Identify the lines that contain the word "component", then copy them.
::::::::::
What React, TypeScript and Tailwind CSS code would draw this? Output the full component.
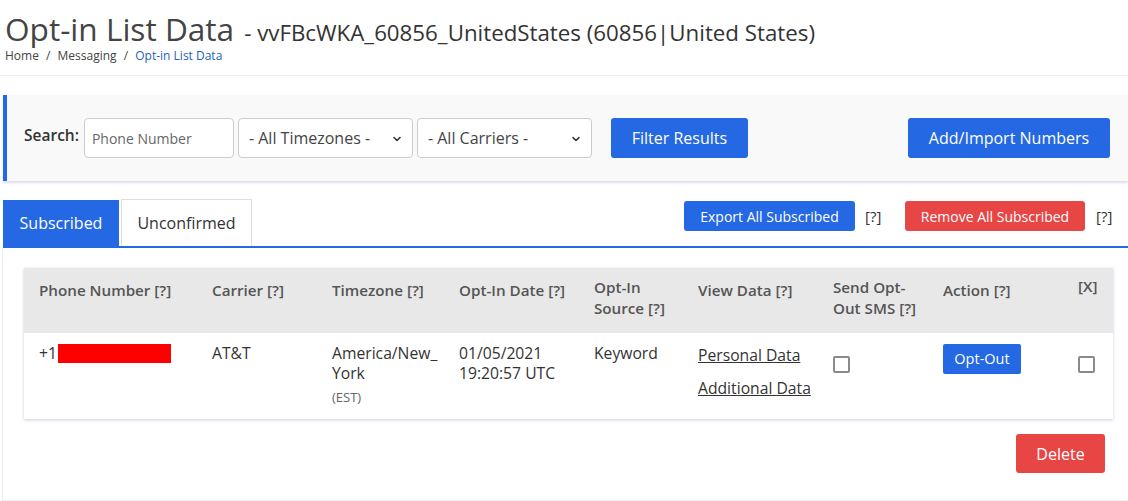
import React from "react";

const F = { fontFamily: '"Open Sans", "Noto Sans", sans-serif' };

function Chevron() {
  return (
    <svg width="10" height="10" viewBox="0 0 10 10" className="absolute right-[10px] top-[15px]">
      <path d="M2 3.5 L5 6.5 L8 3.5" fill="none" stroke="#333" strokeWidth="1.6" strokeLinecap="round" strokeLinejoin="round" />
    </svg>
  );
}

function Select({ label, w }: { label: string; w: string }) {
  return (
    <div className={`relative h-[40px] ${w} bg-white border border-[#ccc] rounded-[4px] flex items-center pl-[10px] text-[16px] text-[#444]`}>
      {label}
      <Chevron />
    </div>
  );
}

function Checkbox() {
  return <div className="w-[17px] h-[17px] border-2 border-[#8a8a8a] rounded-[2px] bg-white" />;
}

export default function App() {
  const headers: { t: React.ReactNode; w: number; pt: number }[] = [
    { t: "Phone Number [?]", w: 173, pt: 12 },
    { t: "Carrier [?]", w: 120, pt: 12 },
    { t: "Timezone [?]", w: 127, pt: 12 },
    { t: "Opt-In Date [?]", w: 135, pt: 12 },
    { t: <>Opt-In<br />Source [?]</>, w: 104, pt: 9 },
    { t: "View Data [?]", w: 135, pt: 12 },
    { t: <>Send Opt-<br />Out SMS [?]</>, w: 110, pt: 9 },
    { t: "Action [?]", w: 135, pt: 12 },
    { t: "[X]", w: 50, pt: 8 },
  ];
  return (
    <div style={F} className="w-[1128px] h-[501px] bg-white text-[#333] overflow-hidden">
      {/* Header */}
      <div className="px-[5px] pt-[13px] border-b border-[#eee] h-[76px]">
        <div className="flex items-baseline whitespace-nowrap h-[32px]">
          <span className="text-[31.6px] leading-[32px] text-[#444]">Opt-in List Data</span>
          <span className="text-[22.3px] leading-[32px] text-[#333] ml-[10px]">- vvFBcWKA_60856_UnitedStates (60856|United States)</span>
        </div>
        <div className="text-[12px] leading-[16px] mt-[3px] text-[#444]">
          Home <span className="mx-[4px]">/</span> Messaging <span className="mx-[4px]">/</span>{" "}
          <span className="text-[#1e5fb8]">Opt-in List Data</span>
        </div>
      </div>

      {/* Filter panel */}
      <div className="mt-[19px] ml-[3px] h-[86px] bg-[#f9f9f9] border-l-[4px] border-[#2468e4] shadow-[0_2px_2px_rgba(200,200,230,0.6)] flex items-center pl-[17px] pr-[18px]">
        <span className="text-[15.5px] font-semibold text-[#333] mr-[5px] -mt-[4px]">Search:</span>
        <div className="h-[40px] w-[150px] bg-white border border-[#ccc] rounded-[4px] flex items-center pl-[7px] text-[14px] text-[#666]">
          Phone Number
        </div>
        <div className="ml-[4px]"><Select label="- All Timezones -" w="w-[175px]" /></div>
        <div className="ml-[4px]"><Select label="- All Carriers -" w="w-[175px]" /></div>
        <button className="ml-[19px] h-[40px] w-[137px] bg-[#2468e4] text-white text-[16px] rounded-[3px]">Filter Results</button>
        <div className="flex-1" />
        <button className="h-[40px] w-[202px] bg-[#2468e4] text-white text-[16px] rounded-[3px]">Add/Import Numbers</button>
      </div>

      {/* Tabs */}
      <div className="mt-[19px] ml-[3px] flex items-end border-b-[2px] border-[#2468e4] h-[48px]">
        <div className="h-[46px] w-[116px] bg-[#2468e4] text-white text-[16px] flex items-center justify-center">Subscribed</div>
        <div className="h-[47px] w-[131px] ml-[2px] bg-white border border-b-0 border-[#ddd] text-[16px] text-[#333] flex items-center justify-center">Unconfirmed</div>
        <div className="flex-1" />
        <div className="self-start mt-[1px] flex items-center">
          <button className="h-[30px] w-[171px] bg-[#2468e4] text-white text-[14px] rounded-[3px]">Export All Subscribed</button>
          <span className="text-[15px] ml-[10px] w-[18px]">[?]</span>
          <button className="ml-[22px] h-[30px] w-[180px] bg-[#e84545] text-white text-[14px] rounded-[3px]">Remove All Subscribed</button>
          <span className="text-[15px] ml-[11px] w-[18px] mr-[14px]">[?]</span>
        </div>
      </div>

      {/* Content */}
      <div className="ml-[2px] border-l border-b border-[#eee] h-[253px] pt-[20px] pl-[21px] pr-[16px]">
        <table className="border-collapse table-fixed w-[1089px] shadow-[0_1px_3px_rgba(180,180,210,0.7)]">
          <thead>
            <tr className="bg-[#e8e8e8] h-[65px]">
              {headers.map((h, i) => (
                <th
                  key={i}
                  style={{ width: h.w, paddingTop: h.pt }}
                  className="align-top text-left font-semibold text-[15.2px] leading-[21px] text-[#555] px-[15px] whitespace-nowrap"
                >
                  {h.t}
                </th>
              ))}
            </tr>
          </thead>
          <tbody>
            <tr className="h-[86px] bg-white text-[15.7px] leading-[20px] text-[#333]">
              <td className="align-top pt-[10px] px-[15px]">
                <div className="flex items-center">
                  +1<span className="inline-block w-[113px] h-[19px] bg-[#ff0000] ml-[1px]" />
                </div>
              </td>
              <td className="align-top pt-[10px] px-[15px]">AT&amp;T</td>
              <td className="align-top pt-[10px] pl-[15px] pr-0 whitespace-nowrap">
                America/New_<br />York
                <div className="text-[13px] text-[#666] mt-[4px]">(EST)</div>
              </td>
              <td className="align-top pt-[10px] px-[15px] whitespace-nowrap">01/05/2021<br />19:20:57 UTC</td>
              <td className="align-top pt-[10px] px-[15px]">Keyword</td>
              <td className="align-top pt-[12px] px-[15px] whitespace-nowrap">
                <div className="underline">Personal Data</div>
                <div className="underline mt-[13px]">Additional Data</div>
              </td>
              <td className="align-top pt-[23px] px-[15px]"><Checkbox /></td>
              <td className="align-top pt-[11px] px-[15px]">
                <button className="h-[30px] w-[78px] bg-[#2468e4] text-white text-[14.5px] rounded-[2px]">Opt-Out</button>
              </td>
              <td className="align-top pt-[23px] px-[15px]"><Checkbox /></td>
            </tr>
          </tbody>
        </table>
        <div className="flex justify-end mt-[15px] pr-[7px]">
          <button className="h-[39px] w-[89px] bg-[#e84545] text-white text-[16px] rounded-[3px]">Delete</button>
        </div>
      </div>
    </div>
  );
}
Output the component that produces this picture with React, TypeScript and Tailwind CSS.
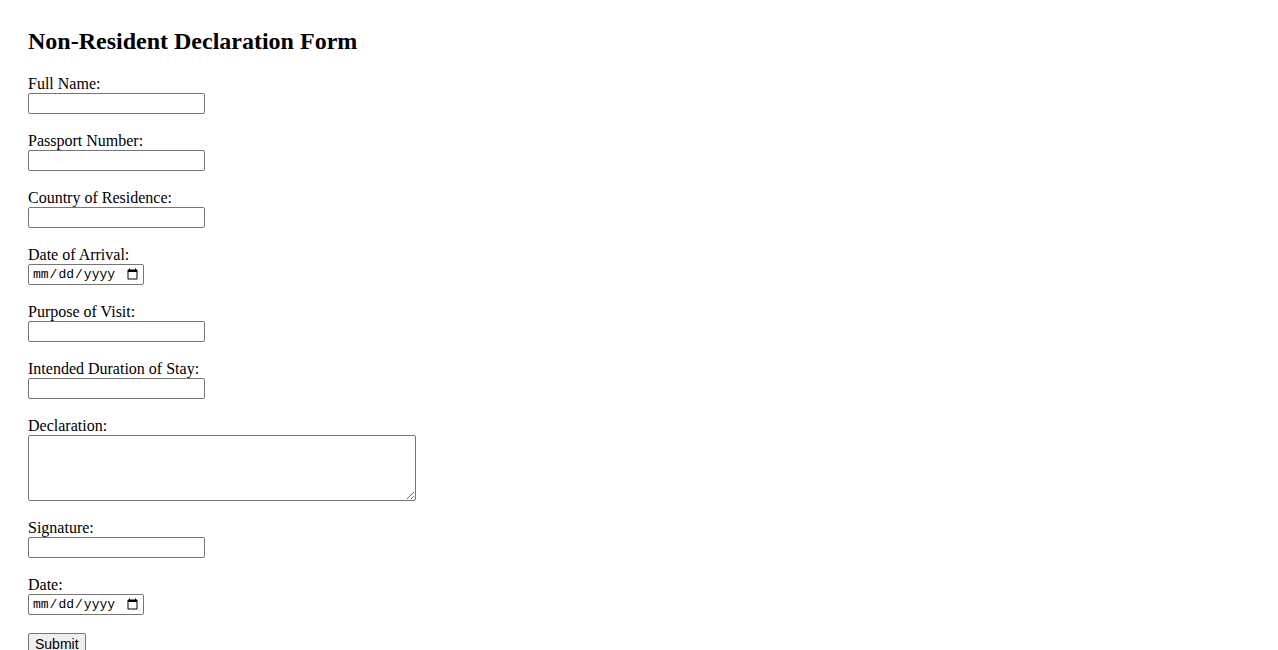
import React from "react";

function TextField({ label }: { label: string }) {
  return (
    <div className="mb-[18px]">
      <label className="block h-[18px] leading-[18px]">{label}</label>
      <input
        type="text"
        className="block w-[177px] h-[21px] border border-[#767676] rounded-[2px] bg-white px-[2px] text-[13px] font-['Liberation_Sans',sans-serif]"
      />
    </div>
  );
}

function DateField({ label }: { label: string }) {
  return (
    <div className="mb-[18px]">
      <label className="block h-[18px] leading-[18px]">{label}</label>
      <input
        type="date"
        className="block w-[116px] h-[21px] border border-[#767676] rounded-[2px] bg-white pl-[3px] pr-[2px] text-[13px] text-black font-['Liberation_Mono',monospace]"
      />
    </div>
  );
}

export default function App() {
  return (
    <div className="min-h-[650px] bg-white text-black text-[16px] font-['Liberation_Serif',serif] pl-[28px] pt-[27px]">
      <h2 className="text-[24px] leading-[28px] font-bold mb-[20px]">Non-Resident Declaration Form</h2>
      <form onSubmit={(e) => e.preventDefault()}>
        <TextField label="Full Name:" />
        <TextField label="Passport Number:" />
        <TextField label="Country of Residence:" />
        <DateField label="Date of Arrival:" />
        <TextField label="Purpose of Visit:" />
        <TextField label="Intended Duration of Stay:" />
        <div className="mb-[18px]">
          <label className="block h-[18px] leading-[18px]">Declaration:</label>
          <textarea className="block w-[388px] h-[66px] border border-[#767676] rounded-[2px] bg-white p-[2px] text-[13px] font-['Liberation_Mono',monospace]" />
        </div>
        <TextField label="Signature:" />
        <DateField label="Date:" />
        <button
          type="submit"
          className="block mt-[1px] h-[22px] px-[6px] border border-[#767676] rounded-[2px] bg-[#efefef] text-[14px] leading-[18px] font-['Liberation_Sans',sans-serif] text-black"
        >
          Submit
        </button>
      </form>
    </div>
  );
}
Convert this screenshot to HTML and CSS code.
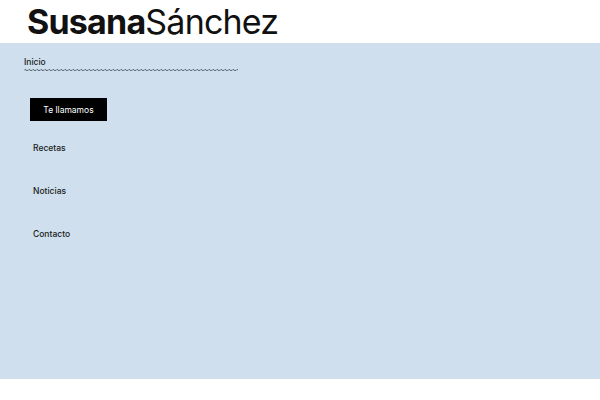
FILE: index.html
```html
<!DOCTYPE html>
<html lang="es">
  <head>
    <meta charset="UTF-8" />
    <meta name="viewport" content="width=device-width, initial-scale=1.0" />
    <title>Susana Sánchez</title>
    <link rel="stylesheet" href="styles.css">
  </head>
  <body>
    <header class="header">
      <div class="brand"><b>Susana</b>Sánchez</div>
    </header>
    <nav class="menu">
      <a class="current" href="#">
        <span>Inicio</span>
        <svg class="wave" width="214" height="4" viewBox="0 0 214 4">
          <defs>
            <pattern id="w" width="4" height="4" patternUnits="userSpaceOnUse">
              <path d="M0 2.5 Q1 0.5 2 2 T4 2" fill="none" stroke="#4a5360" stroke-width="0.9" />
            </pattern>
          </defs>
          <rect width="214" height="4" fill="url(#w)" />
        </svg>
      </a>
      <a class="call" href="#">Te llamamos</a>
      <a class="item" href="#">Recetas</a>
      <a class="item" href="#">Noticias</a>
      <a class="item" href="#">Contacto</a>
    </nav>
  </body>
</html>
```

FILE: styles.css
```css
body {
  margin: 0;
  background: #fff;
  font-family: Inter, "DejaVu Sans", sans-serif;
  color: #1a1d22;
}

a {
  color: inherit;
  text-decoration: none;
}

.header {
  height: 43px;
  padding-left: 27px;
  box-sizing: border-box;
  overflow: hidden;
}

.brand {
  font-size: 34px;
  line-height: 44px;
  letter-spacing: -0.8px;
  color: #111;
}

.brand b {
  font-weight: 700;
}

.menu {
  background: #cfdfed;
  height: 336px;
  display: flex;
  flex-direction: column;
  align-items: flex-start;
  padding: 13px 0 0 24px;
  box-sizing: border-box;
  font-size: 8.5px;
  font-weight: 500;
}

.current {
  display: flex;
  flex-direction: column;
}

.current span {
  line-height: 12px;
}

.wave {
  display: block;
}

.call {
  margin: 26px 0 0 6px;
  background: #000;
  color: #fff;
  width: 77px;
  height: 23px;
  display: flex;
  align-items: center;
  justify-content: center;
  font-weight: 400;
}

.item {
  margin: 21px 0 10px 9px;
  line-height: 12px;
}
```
::::::::::
ANSWER FOR THE TASK:
What React, TypeScript and Tailwind CSS code would draw this? Output the full component.
Output the component that produces this picture with React, TypeScript and Tailwind CSS.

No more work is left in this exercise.